Extract each line where the string "this" shows up.

> _SUPPLIED RECORDS_:
┄┄┄┄┄┄

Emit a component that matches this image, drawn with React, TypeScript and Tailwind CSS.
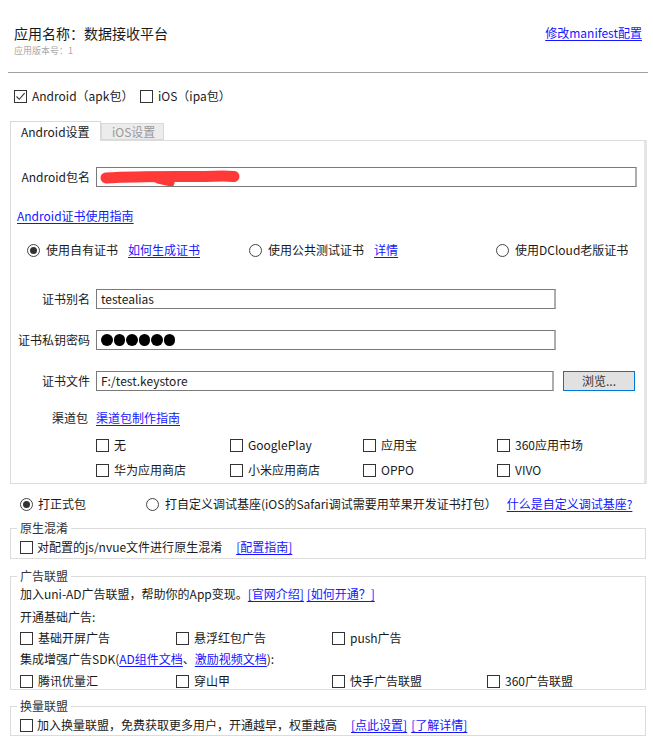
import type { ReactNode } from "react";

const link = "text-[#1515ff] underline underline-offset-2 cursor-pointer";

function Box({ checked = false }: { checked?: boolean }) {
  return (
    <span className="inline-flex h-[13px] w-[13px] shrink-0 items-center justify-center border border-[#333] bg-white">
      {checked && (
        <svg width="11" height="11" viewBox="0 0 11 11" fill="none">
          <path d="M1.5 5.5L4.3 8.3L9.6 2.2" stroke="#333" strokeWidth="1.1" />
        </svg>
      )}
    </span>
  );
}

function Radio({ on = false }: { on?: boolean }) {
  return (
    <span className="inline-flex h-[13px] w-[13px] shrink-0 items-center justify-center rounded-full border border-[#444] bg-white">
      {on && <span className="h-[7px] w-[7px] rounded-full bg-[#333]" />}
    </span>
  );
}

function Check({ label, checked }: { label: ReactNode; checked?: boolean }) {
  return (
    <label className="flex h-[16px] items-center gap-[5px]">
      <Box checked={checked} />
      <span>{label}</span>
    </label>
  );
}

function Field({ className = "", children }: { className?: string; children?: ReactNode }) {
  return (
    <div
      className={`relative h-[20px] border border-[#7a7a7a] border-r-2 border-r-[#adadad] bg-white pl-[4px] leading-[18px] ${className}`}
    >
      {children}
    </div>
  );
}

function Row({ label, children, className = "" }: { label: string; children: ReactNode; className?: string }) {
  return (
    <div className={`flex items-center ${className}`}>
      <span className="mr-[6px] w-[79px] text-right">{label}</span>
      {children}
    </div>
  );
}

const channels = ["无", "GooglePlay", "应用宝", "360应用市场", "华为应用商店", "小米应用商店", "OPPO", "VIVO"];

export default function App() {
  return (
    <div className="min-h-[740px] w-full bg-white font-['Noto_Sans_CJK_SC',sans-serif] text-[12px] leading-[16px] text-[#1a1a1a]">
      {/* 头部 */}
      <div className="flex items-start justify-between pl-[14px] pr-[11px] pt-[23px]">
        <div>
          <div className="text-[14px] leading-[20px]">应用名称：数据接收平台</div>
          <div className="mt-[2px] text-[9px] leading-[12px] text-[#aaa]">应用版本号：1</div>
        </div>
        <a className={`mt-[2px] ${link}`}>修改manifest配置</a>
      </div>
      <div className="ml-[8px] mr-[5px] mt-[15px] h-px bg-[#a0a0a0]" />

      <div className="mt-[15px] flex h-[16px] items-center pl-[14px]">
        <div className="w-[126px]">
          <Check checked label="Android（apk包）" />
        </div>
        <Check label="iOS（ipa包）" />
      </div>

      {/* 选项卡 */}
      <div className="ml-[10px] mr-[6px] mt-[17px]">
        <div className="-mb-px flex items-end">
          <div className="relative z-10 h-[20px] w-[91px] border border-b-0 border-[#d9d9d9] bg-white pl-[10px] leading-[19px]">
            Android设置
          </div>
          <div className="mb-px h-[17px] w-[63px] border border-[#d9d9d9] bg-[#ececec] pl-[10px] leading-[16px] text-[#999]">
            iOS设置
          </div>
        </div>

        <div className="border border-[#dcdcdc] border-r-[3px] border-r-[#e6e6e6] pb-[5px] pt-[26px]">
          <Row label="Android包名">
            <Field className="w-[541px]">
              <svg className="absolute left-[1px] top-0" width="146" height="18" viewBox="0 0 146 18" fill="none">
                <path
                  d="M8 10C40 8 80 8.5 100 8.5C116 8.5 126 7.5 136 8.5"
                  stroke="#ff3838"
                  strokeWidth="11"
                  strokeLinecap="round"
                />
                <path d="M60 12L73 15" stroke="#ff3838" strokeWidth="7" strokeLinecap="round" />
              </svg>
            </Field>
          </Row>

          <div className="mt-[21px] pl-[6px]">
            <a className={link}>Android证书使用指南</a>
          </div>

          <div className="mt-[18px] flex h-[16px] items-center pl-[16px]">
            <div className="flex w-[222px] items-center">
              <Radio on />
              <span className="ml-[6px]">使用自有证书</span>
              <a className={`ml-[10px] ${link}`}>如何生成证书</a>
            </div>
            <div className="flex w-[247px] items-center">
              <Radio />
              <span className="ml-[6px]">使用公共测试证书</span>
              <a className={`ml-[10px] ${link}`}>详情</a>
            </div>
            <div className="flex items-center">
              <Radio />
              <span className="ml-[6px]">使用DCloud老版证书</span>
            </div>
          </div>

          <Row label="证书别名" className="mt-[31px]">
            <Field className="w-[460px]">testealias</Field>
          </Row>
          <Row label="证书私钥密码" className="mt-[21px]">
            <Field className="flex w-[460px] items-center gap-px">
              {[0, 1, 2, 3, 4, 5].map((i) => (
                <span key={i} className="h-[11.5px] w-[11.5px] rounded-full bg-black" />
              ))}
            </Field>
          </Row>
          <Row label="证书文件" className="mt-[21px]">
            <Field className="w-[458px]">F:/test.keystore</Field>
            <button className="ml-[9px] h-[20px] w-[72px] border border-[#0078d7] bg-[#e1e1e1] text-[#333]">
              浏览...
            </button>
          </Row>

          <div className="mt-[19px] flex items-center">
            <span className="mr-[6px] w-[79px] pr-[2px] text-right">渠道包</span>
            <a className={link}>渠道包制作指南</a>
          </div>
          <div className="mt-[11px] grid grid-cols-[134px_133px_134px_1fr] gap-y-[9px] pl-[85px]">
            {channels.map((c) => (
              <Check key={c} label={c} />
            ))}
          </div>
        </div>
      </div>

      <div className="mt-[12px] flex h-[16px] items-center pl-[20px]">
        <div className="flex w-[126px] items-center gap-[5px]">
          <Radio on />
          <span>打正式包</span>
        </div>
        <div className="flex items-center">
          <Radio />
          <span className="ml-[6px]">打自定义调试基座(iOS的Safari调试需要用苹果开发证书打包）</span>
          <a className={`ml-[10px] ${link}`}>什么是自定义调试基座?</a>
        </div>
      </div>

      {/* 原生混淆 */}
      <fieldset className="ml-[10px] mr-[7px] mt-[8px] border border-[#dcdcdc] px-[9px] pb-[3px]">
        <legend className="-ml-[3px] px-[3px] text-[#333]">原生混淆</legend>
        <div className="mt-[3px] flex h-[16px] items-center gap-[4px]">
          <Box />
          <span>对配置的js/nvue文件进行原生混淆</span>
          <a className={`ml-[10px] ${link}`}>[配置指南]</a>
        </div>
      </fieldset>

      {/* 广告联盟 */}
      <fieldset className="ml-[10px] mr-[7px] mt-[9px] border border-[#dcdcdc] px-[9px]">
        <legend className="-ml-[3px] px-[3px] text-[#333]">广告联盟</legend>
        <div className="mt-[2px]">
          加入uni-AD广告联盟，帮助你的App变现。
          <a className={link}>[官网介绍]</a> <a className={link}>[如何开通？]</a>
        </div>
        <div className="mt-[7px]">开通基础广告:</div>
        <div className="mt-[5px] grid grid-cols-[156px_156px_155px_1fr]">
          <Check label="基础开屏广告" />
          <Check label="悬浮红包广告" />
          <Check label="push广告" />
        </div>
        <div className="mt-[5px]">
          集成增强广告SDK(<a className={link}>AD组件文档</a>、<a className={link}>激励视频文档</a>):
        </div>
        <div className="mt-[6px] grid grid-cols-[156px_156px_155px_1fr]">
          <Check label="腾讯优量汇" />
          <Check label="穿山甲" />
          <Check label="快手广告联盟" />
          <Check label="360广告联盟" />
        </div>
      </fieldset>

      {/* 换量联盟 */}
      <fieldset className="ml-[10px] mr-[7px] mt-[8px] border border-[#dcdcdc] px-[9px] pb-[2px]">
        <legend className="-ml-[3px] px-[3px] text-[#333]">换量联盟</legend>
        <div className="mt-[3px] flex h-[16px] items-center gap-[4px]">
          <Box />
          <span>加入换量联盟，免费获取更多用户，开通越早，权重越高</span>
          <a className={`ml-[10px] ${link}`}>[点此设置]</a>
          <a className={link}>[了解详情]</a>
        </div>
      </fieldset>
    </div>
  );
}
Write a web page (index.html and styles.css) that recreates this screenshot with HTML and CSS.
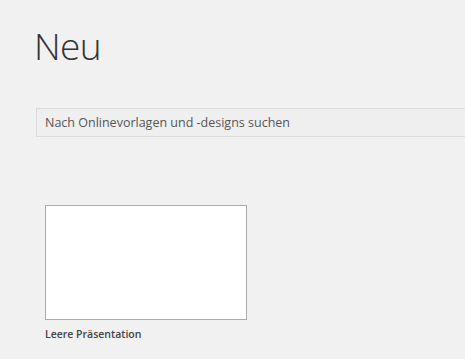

┄┄┄┄┄┄

> _EXERCISE OUTPUT_:
Emit a component that matches this image, drawn with React, TypeScript and Tailwind CSS.
Write a web page (index.html and styles.css) that recreates this screenshot with HTML and CSS.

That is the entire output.